[Records with interface code]
>>>

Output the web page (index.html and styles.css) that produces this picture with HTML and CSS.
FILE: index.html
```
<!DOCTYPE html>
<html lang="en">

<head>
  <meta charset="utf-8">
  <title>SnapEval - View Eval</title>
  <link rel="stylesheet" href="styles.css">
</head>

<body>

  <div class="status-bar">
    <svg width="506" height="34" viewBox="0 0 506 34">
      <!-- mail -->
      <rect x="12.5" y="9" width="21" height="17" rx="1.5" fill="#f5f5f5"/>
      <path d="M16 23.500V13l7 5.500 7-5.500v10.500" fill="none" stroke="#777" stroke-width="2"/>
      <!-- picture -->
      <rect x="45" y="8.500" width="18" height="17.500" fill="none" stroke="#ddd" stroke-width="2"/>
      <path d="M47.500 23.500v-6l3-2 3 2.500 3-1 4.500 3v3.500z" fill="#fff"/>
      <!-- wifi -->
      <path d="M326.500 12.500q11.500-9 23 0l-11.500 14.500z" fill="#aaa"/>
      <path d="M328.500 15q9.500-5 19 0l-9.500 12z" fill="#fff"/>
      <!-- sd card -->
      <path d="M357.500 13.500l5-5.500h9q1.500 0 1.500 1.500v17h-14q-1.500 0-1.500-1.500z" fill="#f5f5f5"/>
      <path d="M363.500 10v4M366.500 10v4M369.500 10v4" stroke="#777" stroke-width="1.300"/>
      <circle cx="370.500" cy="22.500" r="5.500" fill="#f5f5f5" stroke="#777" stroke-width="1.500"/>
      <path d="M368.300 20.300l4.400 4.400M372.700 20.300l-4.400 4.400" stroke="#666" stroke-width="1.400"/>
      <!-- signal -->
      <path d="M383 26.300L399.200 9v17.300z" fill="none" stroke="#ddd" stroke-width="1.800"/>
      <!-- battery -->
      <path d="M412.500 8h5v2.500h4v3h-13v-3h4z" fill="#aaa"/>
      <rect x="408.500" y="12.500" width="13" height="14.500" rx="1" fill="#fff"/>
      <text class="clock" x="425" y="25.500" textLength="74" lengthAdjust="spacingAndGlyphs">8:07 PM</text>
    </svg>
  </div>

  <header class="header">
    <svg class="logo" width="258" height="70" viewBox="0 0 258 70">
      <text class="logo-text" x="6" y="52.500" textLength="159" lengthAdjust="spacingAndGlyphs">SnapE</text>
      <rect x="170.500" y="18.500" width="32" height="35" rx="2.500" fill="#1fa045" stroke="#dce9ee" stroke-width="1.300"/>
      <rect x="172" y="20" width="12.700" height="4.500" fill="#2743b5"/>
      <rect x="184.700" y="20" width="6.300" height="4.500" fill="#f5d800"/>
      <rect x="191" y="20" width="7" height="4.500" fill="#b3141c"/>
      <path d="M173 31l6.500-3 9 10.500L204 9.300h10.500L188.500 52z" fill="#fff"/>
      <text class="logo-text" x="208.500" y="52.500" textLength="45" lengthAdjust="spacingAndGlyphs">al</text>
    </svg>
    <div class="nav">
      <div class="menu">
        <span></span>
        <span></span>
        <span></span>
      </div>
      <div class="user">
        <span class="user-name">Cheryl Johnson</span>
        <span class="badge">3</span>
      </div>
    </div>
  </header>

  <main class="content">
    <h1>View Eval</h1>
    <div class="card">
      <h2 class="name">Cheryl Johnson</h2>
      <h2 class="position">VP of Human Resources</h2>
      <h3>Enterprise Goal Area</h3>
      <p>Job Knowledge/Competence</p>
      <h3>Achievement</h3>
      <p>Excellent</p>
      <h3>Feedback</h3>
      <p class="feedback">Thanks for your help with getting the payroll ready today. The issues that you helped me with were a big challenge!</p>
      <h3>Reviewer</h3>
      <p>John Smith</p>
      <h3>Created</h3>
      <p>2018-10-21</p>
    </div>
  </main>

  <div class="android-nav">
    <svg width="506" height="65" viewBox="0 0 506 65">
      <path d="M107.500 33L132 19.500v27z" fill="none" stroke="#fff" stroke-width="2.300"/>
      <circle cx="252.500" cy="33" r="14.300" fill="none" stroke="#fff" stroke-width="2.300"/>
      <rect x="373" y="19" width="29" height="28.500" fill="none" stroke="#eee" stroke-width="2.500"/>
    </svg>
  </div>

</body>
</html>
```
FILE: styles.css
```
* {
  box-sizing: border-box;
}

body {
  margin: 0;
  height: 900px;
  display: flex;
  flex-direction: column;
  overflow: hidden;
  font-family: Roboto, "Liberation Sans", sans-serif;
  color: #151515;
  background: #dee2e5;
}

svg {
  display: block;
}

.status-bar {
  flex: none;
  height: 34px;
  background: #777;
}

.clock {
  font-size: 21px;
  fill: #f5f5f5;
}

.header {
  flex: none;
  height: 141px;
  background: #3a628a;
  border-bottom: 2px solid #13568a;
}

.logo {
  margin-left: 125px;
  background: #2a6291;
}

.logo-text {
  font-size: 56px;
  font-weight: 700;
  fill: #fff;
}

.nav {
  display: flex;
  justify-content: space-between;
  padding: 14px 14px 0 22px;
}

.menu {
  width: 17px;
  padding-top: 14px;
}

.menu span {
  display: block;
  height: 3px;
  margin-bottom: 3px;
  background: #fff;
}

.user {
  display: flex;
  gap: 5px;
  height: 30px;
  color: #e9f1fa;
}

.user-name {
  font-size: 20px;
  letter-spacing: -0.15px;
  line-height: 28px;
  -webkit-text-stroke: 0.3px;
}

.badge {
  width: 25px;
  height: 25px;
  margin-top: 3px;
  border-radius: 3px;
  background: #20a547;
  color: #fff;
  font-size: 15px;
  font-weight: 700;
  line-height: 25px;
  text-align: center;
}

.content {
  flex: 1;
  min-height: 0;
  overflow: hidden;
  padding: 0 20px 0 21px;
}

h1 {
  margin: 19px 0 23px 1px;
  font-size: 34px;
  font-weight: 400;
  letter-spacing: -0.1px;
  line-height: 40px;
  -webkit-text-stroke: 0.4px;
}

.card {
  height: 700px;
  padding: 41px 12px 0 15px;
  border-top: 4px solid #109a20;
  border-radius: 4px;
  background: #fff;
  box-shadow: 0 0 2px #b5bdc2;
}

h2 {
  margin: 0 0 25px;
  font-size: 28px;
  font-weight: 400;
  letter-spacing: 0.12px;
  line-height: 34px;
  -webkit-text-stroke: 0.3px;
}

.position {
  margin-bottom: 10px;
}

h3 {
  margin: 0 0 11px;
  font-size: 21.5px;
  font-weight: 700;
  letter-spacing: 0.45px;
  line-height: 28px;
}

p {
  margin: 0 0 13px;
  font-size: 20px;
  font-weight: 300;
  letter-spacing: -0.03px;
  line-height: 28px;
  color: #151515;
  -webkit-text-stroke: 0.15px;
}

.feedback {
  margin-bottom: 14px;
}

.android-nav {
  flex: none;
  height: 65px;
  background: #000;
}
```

<<<
>>>

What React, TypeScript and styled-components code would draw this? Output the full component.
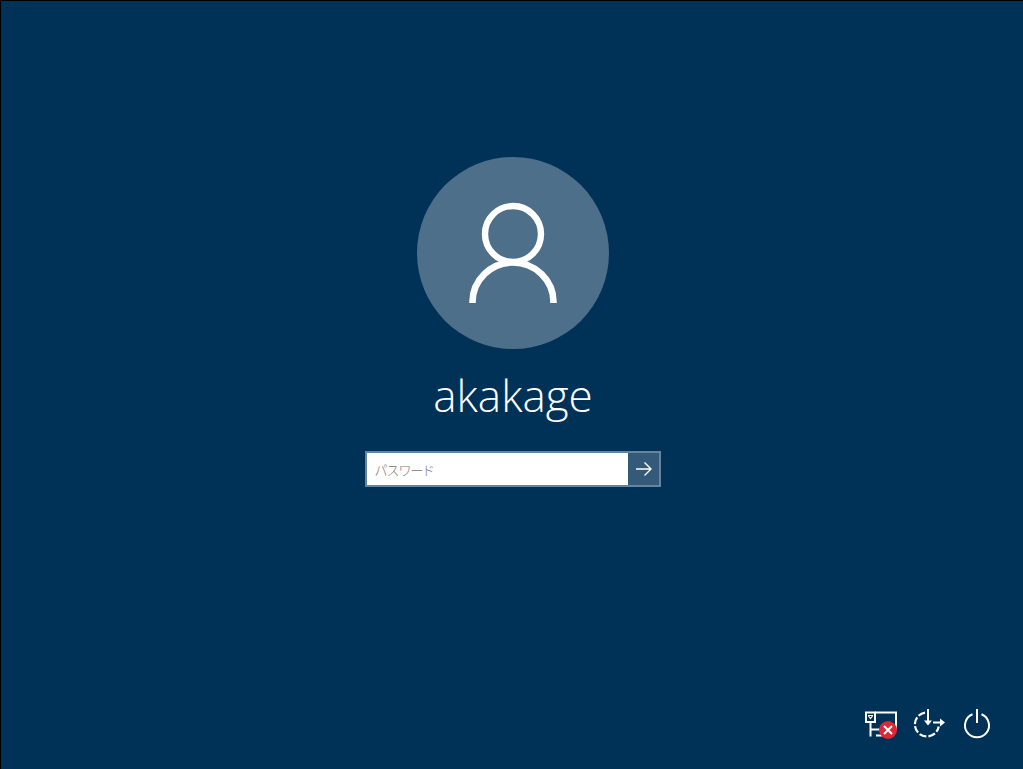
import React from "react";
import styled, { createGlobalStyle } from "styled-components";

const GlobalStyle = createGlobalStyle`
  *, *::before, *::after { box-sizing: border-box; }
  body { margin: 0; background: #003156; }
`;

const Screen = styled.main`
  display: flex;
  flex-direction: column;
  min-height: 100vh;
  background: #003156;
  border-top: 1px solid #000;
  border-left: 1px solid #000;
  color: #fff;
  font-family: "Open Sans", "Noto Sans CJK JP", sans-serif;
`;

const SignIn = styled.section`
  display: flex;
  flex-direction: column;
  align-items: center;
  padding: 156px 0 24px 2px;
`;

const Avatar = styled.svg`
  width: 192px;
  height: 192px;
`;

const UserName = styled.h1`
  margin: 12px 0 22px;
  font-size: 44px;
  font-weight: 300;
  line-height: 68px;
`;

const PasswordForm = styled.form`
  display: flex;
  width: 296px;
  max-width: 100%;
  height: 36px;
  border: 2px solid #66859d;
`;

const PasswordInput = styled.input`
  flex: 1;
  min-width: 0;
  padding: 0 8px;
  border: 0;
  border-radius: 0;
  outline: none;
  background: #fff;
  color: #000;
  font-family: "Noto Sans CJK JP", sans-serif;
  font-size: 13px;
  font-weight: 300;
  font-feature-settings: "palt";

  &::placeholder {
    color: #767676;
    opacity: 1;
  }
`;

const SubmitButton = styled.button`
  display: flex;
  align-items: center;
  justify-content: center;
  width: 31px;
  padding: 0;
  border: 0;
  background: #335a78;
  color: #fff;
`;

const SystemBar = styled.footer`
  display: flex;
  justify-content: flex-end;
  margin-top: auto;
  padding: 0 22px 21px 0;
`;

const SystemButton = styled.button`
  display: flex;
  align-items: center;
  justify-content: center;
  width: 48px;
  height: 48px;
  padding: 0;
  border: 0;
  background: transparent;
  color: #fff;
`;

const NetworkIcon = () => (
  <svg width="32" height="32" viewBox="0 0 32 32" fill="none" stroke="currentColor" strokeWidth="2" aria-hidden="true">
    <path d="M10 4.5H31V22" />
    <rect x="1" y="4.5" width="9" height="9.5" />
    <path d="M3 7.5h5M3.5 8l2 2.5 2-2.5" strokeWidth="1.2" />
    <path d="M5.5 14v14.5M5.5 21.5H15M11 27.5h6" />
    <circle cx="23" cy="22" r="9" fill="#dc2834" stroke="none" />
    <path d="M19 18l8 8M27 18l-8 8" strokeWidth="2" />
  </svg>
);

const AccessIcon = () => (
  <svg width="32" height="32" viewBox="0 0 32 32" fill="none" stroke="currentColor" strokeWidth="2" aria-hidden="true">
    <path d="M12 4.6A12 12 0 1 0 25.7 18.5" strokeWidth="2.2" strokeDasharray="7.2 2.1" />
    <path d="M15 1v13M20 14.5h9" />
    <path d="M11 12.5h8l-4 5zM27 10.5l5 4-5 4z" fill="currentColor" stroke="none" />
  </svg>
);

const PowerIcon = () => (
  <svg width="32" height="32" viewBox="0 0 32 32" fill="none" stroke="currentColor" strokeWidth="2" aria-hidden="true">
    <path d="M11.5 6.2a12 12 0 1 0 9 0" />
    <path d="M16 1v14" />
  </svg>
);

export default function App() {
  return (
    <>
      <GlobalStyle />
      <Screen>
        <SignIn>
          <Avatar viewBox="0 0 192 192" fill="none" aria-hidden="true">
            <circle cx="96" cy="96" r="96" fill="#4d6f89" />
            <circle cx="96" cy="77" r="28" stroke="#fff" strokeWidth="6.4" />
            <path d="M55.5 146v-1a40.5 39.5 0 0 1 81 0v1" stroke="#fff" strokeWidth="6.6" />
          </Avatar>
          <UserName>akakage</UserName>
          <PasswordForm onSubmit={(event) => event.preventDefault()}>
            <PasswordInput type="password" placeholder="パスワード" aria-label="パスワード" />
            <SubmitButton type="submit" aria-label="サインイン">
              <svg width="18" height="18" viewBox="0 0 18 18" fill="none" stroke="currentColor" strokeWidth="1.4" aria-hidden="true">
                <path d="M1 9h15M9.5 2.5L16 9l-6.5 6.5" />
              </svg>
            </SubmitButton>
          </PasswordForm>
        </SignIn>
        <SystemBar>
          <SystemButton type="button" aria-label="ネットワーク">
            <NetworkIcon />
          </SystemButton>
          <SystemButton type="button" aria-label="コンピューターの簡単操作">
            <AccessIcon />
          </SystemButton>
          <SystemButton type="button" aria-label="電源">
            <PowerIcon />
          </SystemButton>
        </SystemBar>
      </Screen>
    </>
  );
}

<<<

Objective: Count every line in the listing above that holds "styled", then report only the count.

Reply to the exercise: 11